DATA SECTION:
* Begin *

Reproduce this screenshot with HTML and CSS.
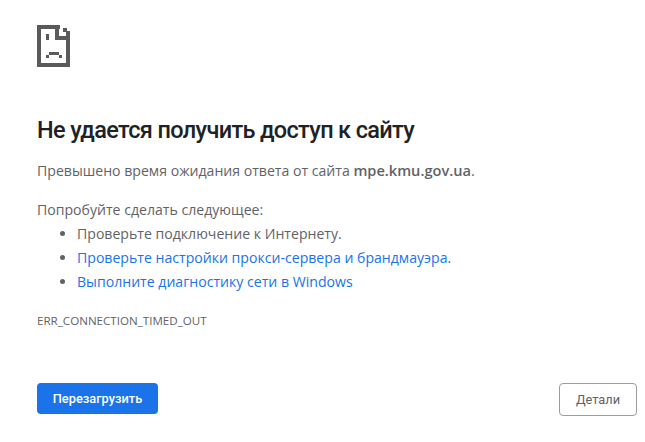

* End *
* Begin *

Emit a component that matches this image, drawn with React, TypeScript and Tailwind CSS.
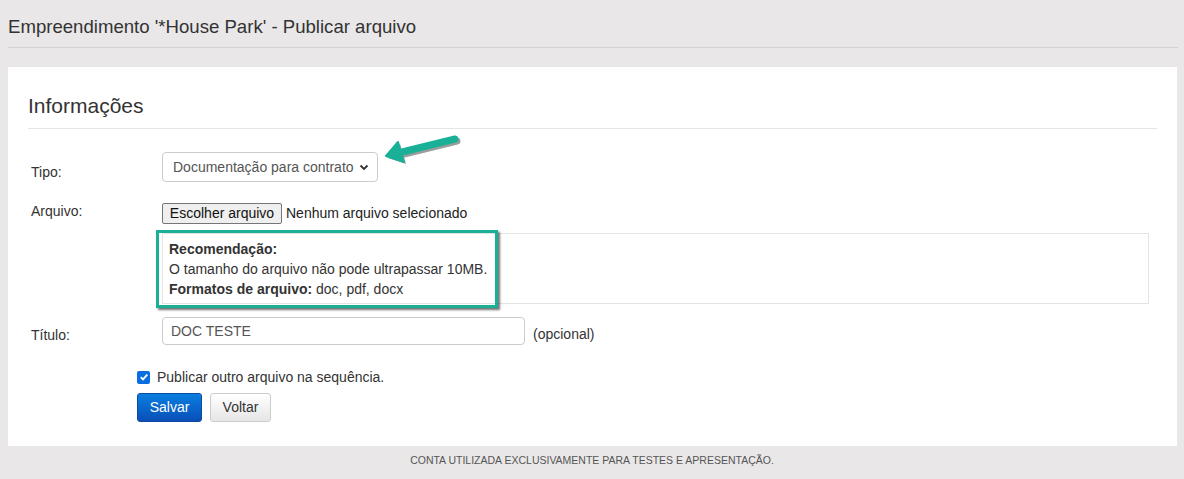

* End *
* Begin *

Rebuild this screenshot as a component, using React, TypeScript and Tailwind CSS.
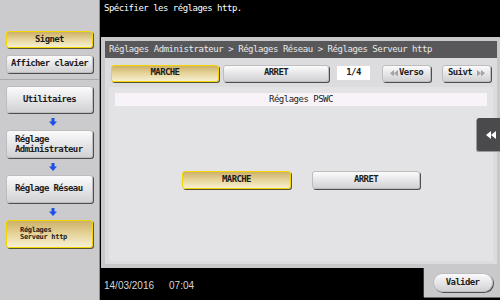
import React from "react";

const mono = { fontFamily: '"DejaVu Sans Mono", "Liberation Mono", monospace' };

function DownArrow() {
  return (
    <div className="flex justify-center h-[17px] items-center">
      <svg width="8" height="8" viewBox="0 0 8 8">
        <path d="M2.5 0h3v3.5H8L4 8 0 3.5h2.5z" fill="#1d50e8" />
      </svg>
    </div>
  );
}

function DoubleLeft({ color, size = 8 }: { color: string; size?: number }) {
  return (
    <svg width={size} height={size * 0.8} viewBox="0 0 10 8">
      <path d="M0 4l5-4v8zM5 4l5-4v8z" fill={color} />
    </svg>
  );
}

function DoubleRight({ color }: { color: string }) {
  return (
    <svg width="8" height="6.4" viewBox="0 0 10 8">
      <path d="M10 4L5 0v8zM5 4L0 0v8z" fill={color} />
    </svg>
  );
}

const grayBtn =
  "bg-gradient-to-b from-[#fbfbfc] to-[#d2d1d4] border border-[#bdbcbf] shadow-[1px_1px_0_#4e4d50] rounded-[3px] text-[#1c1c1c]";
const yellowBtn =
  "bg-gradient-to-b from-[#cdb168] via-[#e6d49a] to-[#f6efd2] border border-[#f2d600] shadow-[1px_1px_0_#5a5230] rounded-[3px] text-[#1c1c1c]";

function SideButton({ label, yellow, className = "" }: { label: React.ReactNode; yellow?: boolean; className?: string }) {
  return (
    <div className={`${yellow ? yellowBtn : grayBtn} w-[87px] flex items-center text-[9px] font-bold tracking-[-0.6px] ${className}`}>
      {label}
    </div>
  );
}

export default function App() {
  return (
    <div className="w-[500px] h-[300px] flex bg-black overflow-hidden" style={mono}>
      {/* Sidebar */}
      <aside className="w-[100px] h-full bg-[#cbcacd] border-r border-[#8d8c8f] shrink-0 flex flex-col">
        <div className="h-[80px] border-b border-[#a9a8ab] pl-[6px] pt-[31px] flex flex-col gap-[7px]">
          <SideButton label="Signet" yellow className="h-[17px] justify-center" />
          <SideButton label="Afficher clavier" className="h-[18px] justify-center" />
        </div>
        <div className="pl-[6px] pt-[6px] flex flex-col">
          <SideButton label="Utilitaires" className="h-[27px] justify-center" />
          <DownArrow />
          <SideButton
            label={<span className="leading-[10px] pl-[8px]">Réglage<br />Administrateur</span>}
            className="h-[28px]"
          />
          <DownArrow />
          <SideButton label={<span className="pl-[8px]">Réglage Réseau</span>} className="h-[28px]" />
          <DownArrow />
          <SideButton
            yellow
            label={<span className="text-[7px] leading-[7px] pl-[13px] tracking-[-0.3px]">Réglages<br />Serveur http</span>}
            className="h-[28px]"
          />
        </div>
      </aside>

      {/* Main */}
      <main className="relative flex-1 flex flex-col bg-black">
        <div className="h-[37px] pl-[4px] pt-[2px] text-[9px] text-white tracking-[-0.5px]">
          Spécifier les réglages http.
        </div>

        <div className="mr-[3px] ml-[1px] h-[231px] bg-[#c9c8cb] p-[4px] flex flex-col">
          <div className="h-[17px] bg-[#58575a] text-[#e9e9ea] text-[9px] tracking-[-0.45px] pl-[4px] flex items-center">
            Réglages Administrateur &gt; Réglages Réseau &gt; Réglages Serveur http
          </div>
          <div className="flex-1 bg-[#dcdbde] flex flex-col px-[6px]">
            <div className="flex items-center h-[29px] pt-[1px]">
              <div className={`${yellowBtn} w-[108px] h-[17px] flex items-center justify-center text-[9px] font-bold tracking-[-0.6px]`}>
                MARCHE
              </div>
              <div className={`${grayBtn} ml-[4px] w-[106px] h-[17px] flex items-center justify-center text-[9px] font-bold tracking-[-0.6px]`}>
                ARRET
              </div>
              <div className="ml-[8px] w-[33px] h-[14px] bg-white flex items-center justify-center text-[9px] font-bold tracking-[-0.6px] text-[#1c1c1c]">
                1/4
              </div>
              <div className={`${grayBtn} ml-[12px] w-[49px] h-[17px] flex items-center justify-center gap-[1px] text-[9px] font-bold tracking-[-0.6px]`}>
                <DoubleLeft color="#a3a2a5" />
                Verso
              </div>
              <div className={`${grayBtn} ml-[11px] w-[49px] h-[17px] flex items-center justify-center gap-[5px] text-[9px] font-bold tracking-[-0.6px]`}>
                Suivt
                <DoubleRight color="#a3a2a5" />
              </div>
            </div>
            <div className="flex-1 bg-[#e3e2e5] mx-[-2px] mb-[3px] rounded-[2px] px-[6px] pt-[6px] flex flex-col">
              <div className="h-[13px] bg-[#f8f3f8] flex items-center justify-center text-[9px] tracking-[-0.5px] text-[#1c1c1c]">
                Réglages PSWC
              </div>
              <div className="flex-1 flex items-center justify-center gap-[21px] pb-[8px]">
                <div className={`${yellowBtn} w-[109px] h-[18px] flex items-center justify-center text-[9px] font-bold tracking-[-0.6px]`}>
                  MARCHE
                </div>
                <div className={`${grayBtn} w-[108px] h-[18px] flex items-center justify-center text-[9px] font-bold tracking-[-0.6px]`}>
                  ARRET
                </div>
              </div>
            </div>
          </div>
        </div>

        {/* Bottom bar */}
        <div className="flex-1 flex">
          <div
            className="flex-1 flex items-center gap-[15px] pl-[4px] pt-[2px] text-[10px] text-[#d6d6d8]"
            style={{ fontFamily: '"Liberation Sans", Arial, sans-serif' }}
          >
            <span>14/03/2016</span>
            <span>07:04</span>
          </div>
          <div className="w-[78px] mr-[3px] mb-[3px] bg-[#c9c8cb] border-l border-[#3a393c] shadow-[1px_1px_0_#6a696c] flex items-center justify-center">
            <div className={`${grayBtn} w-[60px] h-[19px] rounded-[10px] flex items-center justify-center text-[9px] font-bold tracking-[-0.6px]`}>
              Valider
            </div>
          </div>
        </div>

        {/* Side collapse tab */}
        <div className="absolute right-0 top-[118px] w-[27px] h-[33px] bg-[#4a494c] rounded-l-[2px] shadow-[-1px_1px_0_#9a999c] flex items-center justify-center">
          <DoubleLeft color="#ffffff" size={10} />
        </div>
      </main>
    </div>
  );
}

* End *

EXERCISE REQUIREMENTS: Copy every line of the entries above in which "TypeScript" occurs.

THE OUTPUT:
Emit a component that matches this image, drawn with React, TypeScript and Tailwind CSS.
Rebuild this screenshot as a component, using React, TypeScript and Tailwind CSS.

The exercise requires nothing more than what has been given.